After returning from the gathering, we (the ACICIS students) sat around together and reflected on everything. One strong emotion that we all felt was frustration and anger that Lestari had not sought treatment. She had been sick since at least July with chest problems, but had refused to see a doctor, despite everyone telling her too. Phil had tried really hard to get her to go to see one, we found out today that she had lied to him and told him she’d taken herself to see a chest specialist, to stop him taking her to one. Even when she got really sick it was around 3 weeks before she would agree to go into hospital. She always said that she was scared about what the doctors might tell her. We think she was scared that she had cancer. What killed her was tuberculosis, the pneumonia she’d contracted from not having the tb treated, and a fungal infection in her lungs from having neither treated. She died from diseases that were treatable. She should still be with us today. But instead she left the treatment so late all she could do was to fight a really hard battle. She was doing this, and had been fighting it hard for the past few weeks. Phil said that when he visited her yesterday, she was saying she was feeling better, and thought she might get to stop taking oxygen soon. But that night she didn’t have the strength to fight it anymore.
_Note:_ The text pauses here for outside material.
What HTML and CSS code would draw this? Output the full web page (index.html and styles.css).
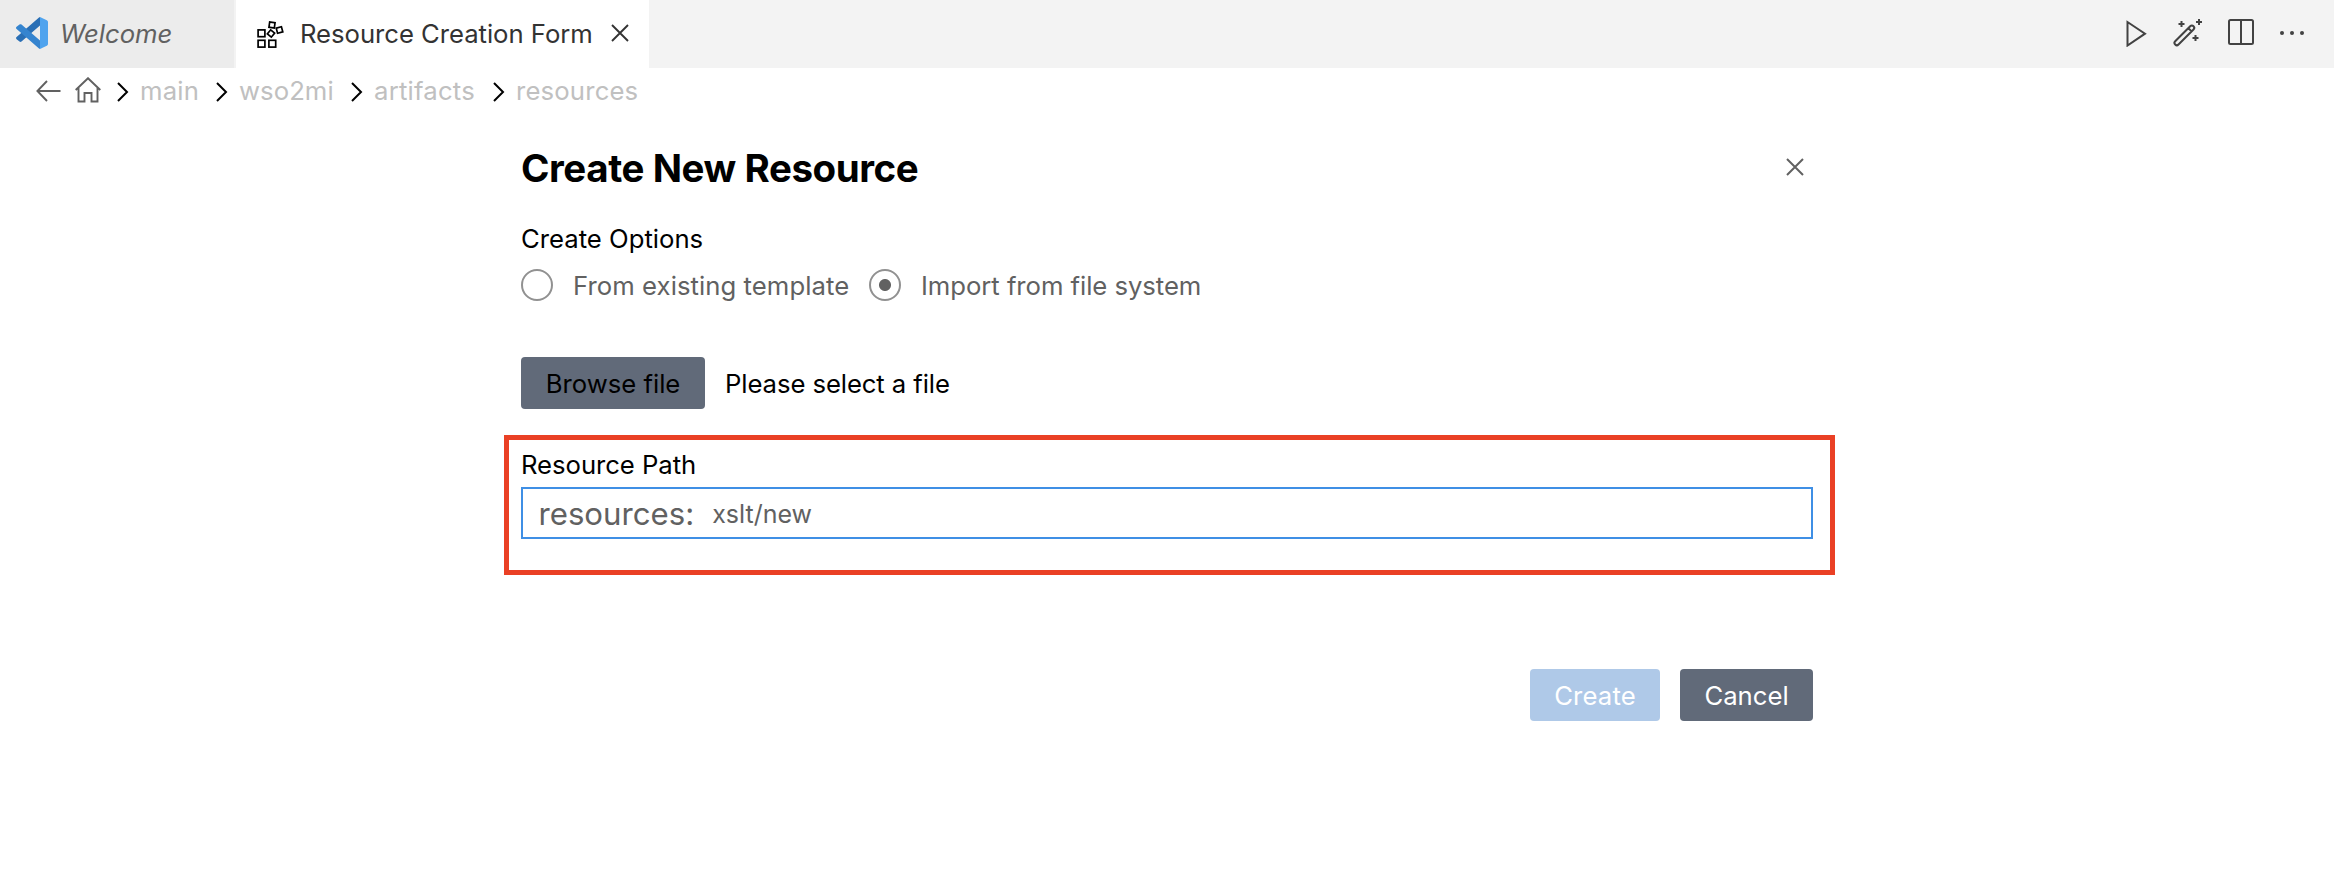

She will be sadly missed by a lot of people, in Australia and Indonesia. I’m sure that there are many out there, in both countries, who will spend the next few days reflecting on the fun times they had with Lestari, and also the time when she was the support they needed to get through challenges here. I think there are also many students, past and present, who mainly think of her as the party girl, who turned up to every social occasion, insisted everyone have a beer and was the last to leave.
In my brief couple of months with Lestari, she was more of a support person for me. We bonded over our “chronic coughs” swapped remedies, shared an enthusiasm in volcanos, I could talk to her about my experiences here , past and present, she knew my dad and talked to me about him, giving me a link to home. In my first couple of weeks here I probably talked to her more often than I did other ACICIS students. I enjoyed talking to her because I found that she understood. Since she went into hospital I’ve missed having her around, I missed being able to go into uni and sit down and have a chat with her. I was looking forward to when she was back on her feet. We all were. I think I’d heard nearly everyone comment that they’d wished Lestari was around sometime in the past few weeks, to help them out. I visited her in hospital once, not long after she’d first been admitted. I said I’d come back again when I could, but she said not to worry, as she was sure she’d be right in a couple of days.
I hope that at the least a lot of people learnt an important lesson from today. Don’t let things go untreated, don’t be scared to find out what’s wrong with you. Because in the end what is wrong could be a lot more treatable and manageable than what you might expect, and its not worth risking your life just because you were too scared. Lestari told one of the girls that visited her that this was her lesson, that she would do things differently in the future. She was only 39.